At the same time children are excluded from participation in much of the urban maze they are offered a plethora of virtual mazes. In a virtual maze they get to play the minotaur. The player is the hunter. The player gets little virtual rewards for learning the maze and dominating the virtual inhabitants. It's a really nasty bit too since a person playing a video game is captured by a maze bigger than himself and the game. The labyrinth builder doesn't even have to build walls or physically chase them around; their brain runs around in circles while they sit there as a passive lump taking breaks only to work, eat, sleep and dispose of wastes.
Is this starting to sound familiar? The supermarket is a maze; they change the layout regularly. Television is a maze; you make choices by changing channels but you are still entrapped. Schooling is a maze; it's television but more expensive and more demanding of 'buy-in' from the maze runners. Always there are a multitude of choices, tiny intermediate rewards and the promise of a great reward at the center, the heart of the maze. A few fools even get that reward from time to time.
The elites that design all these mazes have one goal in mind. They want to keep otherwise difficult populations available for use but disable their ability to claim free agency. The easiest way to do this is to reward poor choices. Most importantly they disrupt critical thinking and reward idiots. It's not an accident that people on television are idiots. It's not an accident that people are rewarded for demonstrating the ability to lie to themselves. It's not an accident that a certain political party has front men that are intellectually challenged. Reasoned thinking is dangerous. Somebody might get the idea that an hour of say, Jesus Montoya the grape pruner's life is worth the same as an hour of a Wall Street executives life. The grape pruner can be proven to be doing something productive. The executive is, at best, a symbiont, usually a parasite, frequently a predator.

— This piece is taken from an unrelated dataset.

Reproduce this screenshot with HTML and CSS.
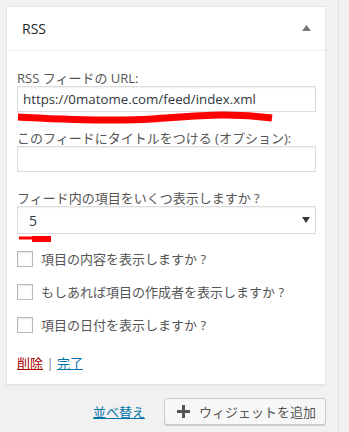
FILE: index.html
```html
<!DOCTYPE html>
<html lang="ja">
<head>
    <meta charset="UTF-8">
    <meta name="viewport" content="width=device-width, initial-scale=1.0">
    <title>RSS ウィジェット</title>
    <link rel="stylesheet" href="styles.css">
</head>
<body>
    <div class="sidebar">
        <div class="widget">
            <div class="widget-top">
                <h3 class="widget-title">RSS</h3>
                <svg class="toggle" width="9" height="6" viewBox="0 0 9 6"><path d="M4.5 0 L9 6 L0 6 Z" fill="#72777c"/></svg>
            </div>
            <form class="widget-inside">
                <div class="field first">
                    <label for="rss-url">RSS フィードの URL:</label>
                    <input type="text" id="rss-url" class="text-input" value="https://0matome.com/feed/index.xml">
                    <svg class="scribble" width="260" height="14" viewBox="0 0 260 14">
                        <path d="M1 6 C 40 8, 90 11, 135 8 S 210 1, 255 7" stroke="#ff0000" stroke-width="7" fill="none" stroke-linecap="butt"/>
                    </svg>
                </div>
                <div class="field">
                    <label for="rss-title">このフィードにタイトルをつける (オプション):</label>
                    <input type="text" id="rss-title" class="text-input">
                </div>
                <div class="field">
                    <label>フィード内の項目をいくつ表示しますか ?</label>
                    <div class="select">
                        <span>5</span>
                        <svg width="8" height="6" viewBox="0 0 8 6"><path d="M0 0 L8 0 L4 6 Z" fill="#32373c"/></svg>
                    </div>
                    <svg class="scribble small" width="36" height="10" viewBox="0 0 36 10">
                        <path d="M1 4 L16 4" stroke="#ff0000" stroke-width="3" fill="none"/>
                        <path d="M14 5 L33 5" stroke="#ff0000" stroke-width="6" fill="none"/>
                    </svg>
                </div>
                <div class="checks">
                    <label class="check"><input type="checkbox"> 項目の内容を表示しますか ?</label>
                    <label class="check"><input type="checkbox"> もしあれば項目の作成者を表示しますか ?</label>
                    <label class="check"><input type="checkbox"> 項目の日付を表示しますか ?</label>
                </div>
                <div class="actions">
                    <a href="#" class="delete">削除</a> <span class="sep">|</span> <a href="#" class="done">完了</a>
                </div>
            </form>
        </div>
        <div class="footer">
            <a href="#" class="reorder">並べ替え</a>
            <button type="button" class="add-widget">
                <svg width="13" height="13" viewBox="0 0 13 13"><path d="M6.5 0 V13 M0 6.5 H13" stroke="#555" stroke-width="3"/></svg>
                <span>ウィジェットを追加</span>
            </button>
        </div>
    </div>
</body>
</html>
```

FILE: styles.css
```css
body {
    margin: 0;
    background-color: #f1f1f1;
    font-family: "Open Sans", "Noto Sans CJK JP", sans-serif;
    font-size: 13px;
    color: #555;
}
.sidebar {
    width: 332px;
    height: 432px;
    padding: 6px 0 0 6px;
    border-right: 1px solid #ddd;
    box-sizing: content-box;
}
.widget {
    width: 320px;
    box-sizing: border-box;
    background-color: #fff;
    border: 1px solid #e5e5e5;
    box-shadow: 0 1px 1px rgba(0, 0, 0, 0.04);
}
.widget-top {
    height: 43px;
    border-bottom: 1px solid #eee;
    display: flex;
    align-items: center;
    justify-content: space-between;
    padding: 0 14px 0 15px;
}
.widget-title {
    margin: 0;
    font-size: 14px;
    font-weight: 400;
    color: #23282d;
}
.toggle {
    margin-top: -2px;
}
.widget-inside {
    padding: 19px 9px 12px 10px;
}
.field {
    position: relative;
    margin-bottom: 18px;
}
.field label {
    display: block;
    line-height: 16px;
    white-space: nowrap;
}
.text-input {
    display: block;
    width: 100%;
    height: 26px;
    box-sizing: border-box;
    margin: 0;
    padding: 0 5px;
    border: 1px solid #ddd;
    box-shadow: inset 0 1px 2px rgba(0, 0, 0, 0.07);
    font-family: inherit;
    font-size: 13.3px;
    color: #32373c;
}
.select {
    height: 28px;
    box-sizing: border-box;
    border: 1px solid #ddd;
    box-shadow: inset 0 1px 2px rgba(0, 0, 0, 0.07);
    display: flex;
    align-items: center;
    justify-content: space-between;
    padding: 0 5px 0 11px;
    font-size: 14px;
    color: #32373c;
}
.scribble {
    position: absolute;
    left: 0;
    top: 41px;
}
.scribble.small {
    left: 1px;
    top: 44px;
}
.checks {
    display: flex;
    flex-direction: column;
    gap: 17px;
    margin-top: -1px;
}
.check {
    display: flex;
    align-items: center;
    gap: 8px;
    line-height: 16px;
    white-space: nowrap;
}
.check input {
    appearance: none;
    width: 16px;
    height: 16px;
    margin: 0;
    border: 1px solid #b4b9be;
    box-shadow: inset 0 1px 2px rgba(0, 0, 0, 0.1);
    background-color: #fff;
}
.actions {
    margin-top: 21px;
    line-height: 18px;
}
.actions a {
    text-decoration: underline;
}
.delete {
    color: #a00;
}
.done {
    color: #0073aa;
}
.sep {
    color: #72777c;
}
.footer {
    width: 320px;
    display: flex;
    justify-content: flex-end;
    align-items: center;
    gap: 19px;
    margin-top: 13px;
}
.reorder {
    color: #0073aa;
    text-decoration: underline;
}
.add-widget {
    width: 162px;
    height: 27px;
    display: flex;
    align-items: center;
    gap: 9px;
    padding: 0 0 0 12px;
    white-space: nowrap;
    background-color: #f7f7f7;
    border: 1px solid #ccc;
    border-radius: 3px;
    box-shadow: 0 1px 0 #ccc;
    font-family: inherit;
    font-size: 13px;
    color: #555;
}
.add-widget svg {
    flex: none;
}
```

So mazes are designed to control your thinking. Mazes are built to control your movements. Mazes are designed to entrain your mind and defuse your frustration. Start looking for those mazes and you will see them forming around you; physically, mentally, socially. Refuse one maze and you will be offered another. Start climbing the walls and you'll meet the minotaur. Just remember he's in a maze too. His choices have been programmed and you can use that programming.
Do your best not to play. Confound the labyrinth. Introduce errors. Teach critical thinking. Spend as much time as possible in the natural world. Limit your machine time. Don't run. Climb the walls. The true maze is in our minds.